In questo quadro, le risorse del Piano nazionale di ripresa e resilienza sono un treno che difficilmente passerà di nuovo e, non a caso, circa il 49,6% dei 17,59 miliardi di euro destinati alla scuola andrà al Mezzogiorno. Della cifra complessiva, 12,1 miliardi serviranno proprio alla costruzione di nuovi asili e scuole, a partire da quelle dell’infanzia, ma anche alla realizzazione di palestre, mense e alla manutenzione straordinaria dei plessi scolastici di ogni ordine e grado. I restanti 5,46 miliardi di euro del Pnrr Istruzione nazionale serviranno invece alla “riduzione dei divari”, agli Istituti tecnologici speciali, alla didattica digitale e all’estensione del tempo pieno.

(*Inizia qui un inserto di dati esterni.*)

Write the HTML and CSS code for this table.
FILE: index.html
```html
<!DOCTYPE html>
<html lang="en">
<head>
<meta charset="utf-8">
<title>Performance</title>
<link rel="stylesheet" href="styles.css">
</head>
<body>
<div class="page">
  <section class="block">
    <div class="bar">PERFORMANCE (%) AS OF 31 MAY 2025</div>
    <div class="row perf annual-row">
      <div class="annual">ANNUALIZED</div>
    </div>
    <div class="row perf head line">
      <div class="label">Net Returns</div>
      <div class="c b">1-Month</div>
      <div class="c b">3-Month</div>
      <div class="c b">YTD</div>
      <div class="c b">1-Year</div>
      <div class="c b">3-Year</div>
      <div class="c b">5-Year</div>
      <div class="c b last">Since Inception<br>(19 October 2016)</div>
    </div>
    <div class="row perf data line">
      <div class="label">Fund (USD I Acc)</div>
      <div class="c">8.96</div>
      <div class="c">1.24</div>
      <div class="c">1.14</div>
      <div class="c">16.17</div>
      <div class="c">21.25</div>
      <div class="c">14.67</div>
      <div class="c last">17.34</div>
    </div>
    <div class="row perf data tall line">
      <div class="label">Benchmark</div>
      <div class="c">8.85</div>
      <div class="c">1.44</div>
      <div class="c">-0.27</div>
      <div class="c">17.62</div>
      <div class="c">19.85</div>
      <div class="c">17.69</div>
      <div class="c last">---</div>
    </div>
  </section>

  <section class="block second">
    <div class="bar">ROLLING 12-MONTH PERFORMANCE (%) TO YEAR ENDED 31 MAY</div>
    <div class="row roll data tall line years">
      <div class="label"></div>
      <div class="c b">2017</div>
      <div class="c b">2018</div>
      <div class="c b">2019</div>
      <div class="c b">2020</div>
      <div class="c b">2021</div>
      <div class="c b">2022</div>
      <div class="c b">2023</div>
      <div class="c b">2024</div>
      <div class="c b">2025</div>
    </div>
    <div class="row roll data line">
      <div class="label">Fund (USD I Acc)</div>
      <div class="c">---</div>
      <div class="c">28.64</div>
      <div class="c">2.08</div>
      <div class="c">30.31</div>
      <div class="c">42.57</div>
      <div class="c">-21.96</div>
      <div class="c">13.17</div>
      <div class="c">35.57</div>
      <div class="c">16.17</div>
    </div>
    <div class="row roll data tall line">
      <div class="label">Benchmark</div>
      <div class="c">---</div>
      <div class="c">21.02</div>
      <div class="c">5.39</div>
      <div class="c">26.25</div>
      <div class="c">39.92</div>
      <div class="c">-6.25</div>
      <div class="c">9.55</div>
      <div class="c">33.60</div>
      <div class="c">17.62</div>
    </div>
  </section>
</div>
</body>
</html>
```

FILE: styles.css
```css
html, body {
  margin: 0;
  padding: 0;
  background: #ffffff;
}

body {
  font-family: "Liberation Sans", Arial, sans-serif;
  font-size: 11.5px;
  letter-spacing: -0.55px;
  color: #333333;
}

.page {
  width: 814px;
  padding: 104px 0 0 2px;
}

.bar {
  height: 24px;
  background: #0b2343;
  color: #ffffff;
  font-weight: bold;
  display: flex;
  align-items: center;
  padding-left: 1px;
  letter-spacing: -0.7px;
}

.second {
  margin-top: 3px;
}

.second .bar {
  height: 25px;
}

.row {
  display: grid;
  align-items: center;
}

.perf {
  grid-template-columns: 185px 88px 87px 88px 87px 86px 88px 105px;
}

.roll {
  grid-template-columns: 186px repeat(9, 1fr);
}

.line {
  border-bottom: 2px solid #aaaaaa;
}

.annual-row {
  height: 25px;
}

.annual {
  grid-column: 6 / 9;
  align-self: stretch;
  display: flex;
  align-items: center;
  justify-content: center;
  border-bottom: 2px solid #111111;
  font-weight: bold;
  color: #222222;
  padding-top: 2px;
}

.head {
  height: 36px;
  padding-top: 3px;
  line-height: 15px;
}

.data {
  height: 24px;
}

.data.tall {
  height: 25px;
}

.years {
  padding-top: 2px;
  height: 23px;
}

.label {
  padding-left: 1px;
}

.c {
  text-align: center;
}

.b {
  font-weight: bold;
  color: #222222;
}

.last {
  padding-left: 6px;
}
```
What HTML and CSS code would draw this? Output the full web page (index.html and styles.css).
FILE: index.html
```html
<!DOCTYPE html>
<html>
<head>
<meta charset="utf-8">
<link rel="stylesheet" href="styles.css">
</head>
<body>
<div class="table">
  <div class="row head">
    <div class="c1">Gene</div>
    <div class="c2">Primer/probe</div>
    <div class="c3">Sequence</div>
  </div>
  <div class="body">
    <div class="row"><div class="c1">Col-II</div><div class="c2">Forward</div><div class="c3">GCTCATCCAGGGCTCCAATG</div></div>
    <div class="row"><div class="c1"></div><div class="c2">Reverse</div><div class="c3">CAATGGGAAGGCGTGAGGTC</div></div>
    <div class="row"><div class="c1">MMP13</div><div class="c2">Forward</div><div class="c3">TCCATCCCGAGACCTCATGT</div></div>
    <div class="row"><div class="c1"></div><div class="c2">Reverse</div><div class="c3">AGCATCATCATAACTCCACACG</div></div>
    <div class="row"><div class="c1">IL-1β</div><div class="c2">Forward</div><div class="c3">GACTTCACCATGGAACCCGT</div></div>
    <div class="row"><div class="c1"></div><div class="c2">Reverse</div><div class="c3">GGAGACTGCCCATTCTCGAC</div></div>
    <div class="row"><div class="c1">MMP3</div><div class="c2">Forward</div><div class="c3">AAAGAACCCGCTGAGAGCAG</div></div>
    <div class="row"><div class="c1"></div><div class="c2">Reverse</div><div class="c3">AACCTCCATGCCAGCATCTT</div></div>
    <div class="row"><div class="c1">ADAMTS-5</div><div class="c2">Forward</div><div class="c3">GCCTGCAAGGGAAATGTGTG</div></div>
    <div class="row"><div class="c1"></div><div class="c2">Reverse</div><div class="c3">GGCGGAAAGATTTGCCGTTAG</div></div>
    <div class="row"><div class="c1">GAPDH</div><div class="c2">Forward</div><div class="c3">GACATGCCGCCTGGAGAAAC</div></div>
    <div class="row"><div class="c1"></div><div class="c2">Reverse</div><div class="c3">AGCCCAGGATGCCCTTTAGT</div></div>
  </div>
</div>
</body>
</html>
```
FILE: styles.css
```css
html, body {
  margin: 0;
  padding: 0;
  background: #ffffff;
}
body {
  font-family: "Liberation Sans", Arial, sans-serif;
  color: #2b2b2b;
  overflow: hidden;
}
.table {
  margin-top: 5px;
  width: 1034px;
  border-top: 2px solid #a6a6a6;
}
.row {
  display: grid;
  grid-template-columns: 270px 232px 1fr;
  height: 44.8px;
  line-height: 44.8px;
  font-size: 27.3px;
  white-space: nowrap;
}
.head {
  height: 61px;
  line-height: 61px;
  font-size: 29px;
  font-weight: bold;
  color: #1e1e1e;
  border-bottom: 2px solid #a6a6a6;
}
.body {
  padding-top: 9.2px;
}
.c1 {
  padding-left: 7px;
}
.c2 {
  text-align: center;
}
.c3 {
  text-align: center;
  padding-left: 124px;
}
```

Le parole dell'assessore e il nodo competenze
«Stiamo lavorando moltissimo» ha ribadito, anche ieri, l’assessore regionale alla Scuola, Sebastiano Leo i cui uffici, tuttavia, hanno sollevato al ministero della Pubblica istruzione un problema di ruoli e procedure che rischia di mettere i bastoni fra le ruote al percorso tracciato per una efficiente spesa dei fondi del Pnrr. «Se per le spese di ristrutturazione, da realizzare in continuità con i piani di edilizia scolastica già finanziati nei mesi scorsi, saremo noi ad assegnare le risorse a disposizione entro il 10 febbraio prossimo – spiega la dirigente regionale Marella Lamacchia, che è anche componente della tecnostruttura nazionale sull’edilizia scolastica -, sui restanti fondi il trasferimento sembrerebbe dover avvenire dal ministero ai Comuni. Non sono chiari i criteri di assegnazione delle risorse e il compito delle istituzioni in campo, le Regioni hanno già chiesto un ruolo chiaro e definito nella programmazione per evitare sovrapposizioni o buchi». Si vedrà.
Ancora sugli asili
Sul fronte asili, ai quali è destinato il pacchetto di finanziamenti più cospicuo «per accrescere il sostegno alla genitorialità», sono in corso a Roma «i primi tavoli tecnici per capire come muoversi» dice l’assessora regionale al Welfare, Rosa Barone. Un lavoro che dovrà essere costruito a partire dai chiaroscuri, dalle grandi differenze che esistono fra comune e comune in termini di servizi offerti alla cittadinanza. Per limitare il confronto alle sole città capoluogo, se a Lecce ottiene un posto all’asilo il 35,2% dei bambini, a Bari la percentuale si ferma al 16,7%, con Taranto e Brindisi nel mezzo, al 21,3% e 22,7% rispettivamente. L’offerta complessiva è molto diversificata anche da provincia e provincia, con i comuni delle aree più interne - dove la domanda debole e dispersa ha storicamente limitato lo sviluppo di una rete di servizi strutturata e capillare - influisce negativamente sui dati finali. Da questa prospettiva, è la provincia di Bari a offrire il maggior numero di asili: ne conta 253, seguita dal Salento con 214, dal Foggiano con 114, dalla provincia di Taranto con 107 asili, 80 nel Brindisino e 63 nell’intera provincia della Bat. Da qui al 2026, l’obiettivo è raddoppiare l’offerta, incidendo positivamente sull’educazione dei più piccoli e contribuendo a portare al lavoro decine di migliaia di persone.